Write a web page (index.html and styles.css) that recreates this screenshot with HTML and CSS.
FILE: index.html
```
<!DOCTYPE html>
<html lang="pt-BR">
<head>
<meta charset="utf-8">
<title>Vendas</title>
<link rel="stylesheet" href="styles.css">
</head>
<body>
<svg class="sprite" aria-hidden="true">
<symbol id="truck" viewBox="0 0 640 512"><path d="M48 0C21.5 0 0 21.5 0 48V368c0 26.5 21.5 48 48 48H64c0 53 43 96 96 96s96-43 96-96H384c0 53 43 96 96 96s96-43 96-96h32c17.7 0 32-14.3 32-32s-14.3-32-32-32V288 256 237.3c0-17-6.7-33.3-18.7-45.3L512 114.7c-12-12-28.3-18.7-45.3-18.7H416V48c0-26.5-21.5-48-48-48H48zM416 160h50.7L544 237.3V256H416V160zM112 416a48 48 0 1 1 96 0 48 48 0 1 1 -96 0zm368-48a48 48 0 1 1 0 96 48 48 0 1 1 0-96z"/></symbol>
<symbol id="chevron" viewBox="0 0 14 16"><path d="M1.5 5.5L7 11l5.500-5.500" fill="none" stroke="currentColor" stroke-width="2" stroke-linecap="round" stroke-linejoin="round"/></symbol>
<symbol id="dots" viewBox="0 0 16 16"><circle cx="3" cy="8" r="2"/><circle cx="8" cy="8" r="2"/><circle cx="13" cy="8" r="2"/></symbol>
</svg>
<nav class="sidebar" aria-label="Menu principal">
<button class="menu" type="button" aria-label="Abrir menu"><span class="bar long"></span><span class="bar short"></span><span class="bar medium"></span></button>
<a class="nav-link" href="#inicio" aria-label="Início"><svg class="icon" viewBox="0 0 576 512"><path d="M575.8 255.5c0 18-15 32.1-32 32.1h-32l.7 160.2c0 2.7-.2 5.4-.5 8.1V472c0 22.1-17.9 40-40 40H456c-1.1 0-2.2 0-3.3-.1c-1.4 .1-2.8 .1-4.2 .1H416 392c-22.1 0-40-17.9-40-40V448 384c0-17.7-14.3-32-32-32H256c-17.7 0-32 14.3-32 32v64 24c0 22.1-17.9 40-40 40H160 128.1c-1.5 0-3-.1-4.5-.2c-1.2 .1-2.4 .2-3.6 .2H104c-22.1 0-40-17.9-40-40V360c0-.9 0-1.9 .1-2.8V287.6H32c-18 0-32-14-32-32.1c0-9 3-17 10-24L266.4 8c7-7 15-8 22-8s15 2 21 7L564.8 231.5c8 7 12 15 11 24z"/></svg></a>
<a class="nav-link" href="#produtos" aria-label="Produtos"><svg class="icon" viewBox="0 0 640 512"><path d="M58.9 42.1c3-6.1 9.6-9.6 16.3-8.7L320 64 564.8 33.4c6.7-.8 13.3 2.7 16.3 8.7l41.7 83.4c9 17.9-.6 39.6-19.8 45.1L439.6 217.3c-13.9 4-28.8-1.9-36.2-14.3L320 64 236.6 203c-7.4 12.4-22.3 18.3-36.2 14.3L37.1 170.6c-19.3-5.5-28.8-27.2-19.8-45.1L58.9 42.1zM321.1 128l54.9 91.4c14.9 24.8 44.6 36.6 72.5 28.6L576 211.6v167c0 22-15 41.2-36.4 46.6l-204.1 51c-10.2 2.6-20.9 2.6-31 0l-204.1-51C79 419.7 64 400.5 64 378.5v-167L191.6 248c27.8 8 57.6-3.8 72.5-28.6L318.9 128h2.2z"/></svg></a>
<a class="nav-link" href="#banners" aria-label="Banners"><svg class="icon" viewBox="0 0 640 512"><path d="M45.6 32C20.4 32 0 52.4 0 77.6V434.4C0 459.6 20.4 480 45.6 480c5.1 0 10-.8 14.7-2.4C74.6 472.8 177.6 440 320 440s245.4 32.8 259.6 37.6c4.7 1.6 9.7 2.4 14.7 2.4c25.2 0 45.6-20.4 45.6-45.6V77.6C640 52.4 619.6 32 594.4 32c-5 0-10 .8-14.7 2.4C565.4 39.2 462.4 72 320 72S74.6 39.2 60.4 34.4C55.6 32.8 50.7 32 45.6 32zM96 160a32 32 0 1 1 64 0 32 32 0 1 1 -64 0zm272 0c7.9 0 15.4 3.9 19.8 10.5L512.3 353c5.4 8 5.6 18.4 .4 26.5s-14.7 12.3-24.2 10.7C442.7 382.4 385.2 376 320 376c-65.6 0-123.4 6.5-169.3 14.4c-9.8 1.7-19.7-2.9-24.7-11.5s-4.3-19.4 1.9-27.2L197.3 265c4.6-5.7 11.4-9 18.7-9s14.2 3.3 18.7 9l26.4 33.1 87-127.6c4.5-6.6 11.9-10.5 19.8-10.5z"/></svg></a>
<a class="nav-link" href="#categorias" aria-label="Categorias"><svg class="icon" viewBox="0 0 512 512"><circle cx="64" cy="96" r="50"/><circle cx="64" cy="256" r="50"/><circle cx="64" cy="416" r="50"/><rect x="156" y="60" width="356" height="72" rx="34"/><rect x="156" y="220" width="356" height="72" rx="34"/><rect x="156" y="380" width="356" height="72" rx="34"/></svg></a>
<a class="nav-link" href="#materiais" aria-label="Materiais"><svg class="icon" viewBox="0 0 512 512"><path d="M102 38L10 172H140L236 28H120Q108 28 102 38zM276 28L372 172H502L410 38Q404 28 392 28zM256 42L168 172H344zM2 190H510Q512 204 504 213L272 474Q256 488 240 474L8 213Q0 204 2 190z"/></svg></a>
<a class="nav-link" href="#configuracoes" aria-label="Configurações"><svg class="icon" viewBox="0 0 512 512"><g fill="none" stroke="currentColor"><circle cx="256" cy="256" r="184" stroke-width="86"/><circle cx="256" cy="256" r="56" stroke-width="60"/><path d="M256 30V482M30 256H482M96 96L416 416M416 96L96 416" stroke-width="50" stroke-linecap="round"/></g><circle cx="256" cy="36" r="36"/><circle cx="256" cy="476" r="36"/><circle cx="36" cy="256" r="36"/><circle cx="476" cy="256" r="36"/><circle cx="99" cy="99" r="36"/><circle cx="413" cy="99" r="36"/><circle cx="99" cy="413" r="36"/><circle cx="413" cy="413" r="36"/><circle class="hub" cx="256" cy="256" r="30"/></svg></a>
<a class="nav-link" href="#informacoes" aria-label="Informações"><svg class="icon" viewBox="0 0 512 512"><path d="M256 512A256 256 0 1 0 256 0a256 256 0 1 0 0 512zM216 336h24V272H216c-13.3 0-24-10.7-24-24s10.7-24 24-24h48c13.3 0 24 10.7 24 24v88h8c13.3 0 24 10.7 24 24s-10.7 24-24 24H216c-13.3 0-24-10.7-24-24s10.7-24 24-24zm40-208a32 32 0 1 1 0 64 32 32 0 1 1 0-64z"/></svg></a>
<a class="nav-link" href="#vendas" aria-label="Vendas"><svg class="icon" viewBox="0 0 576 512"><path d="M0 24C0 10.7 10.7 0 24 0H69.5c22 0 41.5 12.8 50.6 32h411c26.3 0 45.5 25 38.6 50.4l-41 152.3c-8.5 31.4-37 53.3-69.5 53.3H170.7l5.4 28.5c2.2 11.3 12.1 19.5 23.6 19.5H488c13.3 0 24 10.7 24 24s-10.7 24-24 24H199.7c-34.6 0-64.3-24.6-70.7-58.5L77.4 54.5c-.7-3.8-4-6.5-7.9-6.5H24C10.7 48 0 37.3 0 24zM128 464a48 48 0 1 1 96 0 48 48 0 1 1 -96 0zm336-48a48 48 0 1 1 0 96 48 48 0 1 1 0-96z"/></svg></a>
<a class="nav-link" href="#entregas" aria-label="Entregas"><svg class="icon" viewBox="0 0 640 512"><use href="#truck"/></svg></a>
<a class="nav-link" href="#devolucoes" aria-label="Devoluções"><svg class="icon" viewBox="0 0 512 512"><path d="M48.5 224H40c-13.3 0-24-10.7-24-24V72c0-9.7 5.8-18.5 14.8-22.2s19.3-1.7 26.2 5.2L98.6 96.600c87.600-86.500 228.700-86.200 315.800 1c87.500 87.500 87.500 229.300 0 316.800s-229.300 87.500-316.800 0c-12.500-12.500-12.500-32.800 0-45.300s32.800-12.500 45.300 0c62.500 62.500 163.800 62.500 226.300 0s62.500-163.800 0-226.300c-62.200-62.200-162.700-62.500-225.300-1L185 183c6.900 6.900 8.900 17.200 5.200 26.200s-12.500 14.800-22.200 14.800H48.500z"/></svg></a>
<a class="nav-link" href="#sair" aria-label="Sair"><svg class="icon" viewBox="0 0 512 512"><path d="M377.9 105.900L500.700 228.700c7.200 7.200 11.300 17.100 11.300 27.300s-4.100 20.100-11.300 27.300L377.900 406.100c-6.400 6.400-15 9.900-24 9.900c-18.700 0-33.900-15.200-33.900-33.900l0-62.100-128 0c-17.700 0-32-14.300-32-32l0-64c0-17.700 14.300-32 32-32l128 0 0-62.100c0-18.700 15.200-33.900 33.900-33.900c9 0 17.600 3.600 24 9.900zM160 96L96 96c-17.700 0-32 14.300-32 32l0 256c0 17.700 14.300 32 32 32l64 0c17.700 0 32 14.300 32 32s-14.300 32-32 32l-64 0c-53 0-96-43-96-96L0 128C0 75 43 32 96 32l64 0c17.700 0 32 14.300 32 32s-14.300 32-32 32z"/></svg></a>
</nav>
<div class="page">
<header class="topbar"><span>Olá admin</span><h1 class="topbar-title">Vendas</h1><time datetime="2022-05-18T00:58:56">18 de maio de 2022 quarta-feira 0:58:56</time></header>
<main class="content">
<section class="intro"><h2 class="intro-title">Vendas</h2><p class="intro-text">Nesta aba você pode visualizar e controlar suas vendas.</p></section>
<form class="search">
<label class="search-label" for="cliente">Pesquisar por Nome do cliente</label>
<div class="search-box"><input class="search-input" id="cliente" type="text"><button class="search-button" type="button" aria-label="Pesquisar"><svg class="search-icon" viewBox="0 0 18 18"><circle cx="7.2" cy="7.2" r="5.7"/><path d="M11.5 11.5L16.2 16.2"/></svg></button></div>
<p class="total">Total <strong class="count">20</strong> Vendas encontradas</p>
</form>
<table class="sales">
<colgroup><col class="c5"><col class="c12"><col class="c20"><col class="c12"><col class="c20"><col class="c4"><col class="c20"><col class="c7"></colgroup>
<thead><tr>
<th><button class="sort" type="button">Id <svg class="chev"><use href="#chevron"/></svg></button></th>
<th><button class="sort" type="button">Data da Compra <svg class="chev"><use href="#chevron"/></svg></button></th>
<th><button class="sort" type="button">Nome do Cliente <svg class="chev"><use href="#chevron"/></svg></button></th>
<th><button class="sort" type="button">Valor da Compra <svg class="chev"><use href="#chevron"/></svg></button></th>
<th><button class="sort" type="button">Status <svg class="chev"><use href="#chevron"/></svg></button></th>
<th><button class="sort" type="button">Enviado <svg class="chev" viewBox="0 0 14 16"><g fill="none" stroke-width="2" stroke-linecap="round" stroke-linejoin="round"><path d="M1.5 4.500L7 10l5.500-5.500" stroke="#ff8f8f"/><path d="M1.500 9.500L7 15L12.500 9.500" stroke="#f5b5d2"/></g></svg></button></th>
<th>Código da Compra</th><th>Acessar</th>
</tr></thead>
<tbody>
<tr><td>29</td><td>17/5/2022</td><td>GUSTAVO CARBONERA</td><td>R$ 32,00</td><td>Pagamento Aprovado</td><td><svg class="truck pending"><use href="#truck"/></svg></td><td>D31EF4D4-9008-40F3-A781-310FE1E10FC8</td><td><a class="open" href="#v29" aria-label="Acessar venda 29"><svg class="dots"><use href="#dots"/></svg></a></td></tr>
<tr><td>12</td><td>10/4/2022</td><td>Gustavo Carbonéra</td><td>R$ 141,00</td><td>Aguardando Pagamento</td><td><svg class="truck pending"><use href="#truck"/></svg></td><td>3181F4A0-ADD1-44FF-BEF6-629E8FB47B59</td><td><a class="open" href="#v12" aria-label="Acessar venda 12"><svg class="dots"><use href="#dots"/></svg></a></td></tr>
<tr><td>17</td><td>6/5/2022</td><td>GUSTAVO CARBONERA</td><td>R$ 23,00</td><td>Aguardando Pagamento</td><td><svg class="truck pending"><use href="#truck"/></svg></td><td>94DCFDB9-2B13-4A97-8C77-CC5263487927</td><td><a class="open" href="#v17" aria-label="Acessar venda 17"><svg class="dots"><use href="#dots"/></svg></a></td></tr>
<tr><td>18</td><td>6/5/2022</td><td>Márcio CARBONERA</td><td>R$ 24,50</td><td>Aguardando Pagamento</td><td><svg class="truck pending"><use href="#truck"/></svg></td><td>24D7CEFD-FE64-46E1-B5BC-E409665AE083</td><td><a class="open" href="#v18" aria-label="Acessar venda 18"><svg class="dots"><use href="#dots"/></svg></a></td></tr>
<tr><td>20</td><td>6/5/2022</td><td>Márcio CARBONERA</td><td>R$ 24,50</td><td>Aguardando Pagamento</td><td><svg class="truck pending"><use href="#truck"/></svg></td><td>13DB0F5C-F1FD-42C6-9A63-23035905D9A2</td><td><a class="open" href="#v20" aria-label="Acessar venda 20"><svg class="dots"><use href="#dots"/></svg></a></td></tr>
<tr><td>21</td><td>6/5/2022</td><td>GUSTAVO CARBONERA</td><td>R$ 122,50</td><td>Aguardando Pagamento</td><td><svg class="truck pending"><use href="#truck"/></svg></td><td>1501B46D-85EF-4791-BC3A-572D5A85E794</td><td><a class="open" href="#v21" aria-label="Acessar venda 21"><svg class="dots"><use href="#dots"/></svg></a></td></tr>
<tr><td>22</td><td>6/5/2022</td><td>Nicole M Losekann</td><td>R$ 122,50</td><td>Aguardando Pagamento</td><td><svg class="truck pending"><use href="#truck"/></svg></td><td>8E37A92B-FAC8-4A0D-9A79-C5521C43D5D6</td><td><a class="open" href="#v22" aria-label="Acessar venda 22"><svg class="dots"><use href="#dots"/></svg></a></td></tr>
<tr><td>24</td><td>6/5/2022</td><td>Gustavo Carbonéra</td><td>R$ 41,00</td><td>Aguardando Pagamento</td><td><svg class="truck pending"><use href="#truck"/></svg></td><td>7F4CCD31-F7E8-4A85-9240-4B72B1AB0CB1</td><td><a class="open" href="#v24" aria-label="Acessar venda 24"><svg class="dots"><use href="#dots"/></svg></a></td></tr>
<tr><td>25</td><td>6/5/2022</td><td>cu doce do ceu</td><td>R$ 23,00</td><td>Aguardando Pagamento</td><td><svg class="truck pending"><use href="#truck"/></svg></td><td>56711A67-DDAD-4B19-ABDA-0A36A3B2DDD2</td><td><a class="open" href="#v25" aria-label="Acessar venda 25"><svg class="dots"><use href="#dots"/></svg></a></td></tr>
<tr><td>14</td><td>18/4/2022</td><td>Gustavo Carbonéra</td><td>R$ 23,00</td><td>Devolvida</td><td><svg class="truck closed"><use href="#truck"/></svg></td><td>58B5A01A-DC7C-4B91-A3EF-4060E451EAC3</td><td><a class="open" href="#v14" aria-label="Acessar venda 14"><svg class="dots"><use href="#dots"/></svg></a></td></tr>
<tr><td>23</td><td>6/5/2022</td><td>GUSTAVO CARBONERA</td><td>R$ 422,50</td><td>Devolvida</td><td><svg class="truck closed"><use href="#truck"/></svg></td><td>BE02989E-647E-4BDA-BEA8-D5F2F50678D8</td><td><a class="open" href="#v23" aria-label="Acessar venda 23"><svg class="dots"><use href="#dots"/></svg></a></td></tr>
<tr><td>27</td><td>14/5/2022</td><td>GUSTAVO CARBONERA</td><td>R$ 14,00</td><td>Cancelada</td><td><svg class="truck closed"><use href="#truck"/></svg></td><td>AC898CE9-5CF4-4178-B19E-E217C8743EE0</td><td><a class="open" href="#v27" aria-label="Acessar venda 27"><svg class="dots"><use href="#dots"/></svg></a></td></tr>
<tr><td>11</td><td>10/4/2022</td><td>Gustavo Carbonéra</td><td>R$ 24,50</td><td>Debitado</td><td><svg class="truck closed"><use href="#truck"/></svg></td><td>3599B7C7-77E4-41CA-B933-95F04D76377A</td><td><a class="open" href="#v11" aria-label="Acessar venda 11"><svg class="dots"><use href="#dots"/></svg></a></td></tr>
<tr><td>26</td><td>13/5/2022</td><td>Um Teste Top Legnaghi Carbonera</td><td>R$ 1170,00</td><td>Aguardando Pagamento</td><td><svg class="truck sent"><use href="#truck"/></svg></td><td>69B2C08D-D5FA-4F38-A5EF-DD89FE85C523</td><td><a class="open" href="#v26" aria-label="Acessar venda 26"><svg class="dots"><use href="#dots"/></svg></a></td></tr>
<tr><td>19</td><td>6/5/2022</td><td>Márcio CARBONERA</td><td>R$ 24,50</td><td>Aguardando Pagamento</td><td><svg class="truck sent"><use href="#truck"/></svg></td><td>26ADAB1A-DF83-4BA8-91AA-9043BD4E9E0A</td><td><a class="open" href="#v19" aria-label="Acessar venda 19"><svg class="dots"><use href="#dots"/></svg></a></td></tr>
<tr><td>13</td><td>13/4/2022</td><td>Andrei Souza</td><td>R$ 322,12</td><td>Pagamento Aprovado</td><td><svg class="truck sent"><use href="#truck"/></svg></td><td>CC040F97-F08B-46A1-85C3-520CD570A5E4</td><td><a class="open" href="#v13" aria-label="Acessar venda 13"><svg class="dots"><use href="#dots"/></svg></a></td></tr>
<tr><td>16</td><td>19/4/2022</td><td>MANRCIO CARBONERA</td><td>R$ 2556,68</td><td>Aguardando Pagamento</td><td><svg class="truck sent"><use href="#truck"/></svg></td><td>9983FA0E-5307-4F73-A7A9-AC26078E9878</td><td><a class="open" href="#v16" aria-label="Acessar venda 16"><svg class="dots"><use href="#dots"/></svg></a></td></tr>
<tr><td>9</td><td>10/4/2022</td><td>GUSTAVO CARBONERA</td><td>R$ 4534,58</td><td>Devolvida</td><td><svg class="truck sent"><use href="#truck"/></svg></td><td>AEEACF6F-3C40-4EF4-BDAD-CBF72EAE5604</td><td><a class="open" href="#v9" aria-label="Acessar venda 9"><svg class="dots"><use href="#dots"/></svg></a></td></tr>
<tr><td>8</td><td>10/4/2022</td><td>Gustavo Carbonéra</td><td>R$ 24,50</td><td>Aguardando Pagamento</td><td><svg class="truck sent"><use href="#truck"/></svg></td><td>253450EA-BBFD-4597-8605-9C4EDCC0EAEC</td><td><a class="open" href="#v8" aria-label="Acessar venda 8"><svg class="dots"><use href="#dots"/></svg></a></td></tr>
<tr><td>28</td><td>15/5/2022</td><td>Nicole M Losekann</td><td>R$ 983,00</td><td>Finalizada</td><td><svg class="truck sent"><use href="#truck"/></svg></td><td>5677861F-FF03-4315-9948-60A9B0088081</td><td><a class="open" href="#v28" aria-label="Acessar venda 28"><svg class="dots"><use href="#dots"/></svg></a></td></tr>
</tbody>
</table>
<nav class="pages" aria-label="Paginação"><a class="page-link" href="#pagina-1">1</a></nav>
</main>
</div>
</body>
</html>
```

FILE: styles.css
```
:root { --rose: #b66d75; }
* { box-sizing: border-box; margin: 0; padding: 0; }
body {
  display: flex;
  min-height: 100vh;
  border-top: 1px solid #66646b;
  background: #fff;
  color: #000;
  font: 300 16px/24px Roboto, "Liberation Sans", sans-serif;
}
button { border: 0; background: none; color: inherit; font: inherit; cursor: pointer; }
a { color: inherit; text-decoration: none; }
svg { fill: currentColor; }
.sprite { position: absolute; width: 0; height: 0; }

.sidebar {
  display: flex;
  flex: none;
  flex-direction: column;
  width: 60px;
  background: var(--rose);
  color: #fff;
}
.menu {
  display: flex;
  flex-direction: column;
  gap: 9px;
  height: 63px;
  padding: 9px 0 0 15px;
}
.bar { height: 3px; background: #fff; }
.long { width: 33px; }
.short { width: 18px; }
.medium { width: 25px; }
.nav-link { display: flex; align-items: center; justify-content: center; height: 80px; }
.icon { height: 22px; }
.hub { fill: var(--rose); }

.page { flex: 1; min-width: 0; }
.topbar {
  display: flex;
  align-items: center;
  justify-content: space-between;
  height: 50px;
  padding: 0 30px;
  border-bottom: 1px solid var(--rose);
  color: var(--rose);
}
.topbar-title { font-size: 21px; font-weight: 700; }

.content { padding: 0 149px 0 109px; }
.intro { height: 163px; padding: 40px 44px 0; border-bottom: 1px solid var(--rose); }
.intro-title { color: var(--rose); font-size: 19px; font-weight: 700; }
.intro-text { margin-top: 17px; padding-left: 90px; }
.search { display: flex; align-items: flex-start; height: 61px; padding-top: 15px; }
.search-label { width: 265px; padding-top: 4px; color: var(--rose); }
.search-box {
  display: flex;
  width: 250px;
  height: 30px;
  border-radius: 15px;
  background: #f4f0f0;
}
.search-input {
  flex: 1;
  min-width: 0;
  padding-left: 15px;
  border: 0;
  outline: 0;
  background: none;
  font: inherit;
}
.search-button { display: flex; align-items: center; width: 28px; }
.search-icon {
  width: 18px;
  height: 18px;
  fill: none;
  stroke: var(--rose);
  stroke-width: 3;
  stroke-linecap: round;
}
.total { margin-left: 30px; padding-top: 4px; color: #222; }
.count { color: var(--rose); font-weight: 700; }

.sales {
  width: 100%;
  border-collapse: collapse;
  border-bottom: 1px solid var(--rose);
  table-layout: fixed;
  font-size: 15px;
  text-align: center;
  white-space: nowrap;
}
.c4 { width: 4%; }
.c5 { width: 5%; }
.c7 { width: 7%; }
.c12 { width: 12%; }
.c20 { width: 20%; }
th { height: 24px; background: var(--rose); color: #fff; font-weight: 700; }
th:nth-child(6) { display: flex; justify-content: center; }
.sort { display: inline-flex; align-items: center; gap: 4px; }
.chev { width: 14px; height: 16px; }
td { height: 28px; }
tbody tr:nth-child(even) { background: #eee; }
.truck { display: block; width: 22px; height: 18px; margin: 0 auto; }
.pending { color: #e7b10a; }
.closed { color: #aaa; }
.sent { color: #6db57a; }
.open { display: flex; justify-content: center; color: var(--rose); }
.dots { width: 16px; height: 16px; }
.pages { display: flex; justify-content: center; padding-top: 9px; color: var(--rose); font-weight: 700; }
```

» **Exercise task**
From the data above, copy each line that has the string "index".

» **Written answer**
Write a web page (index.html and styles.css) that recreates this screenshot with HTML and CSS.
FILE: index.html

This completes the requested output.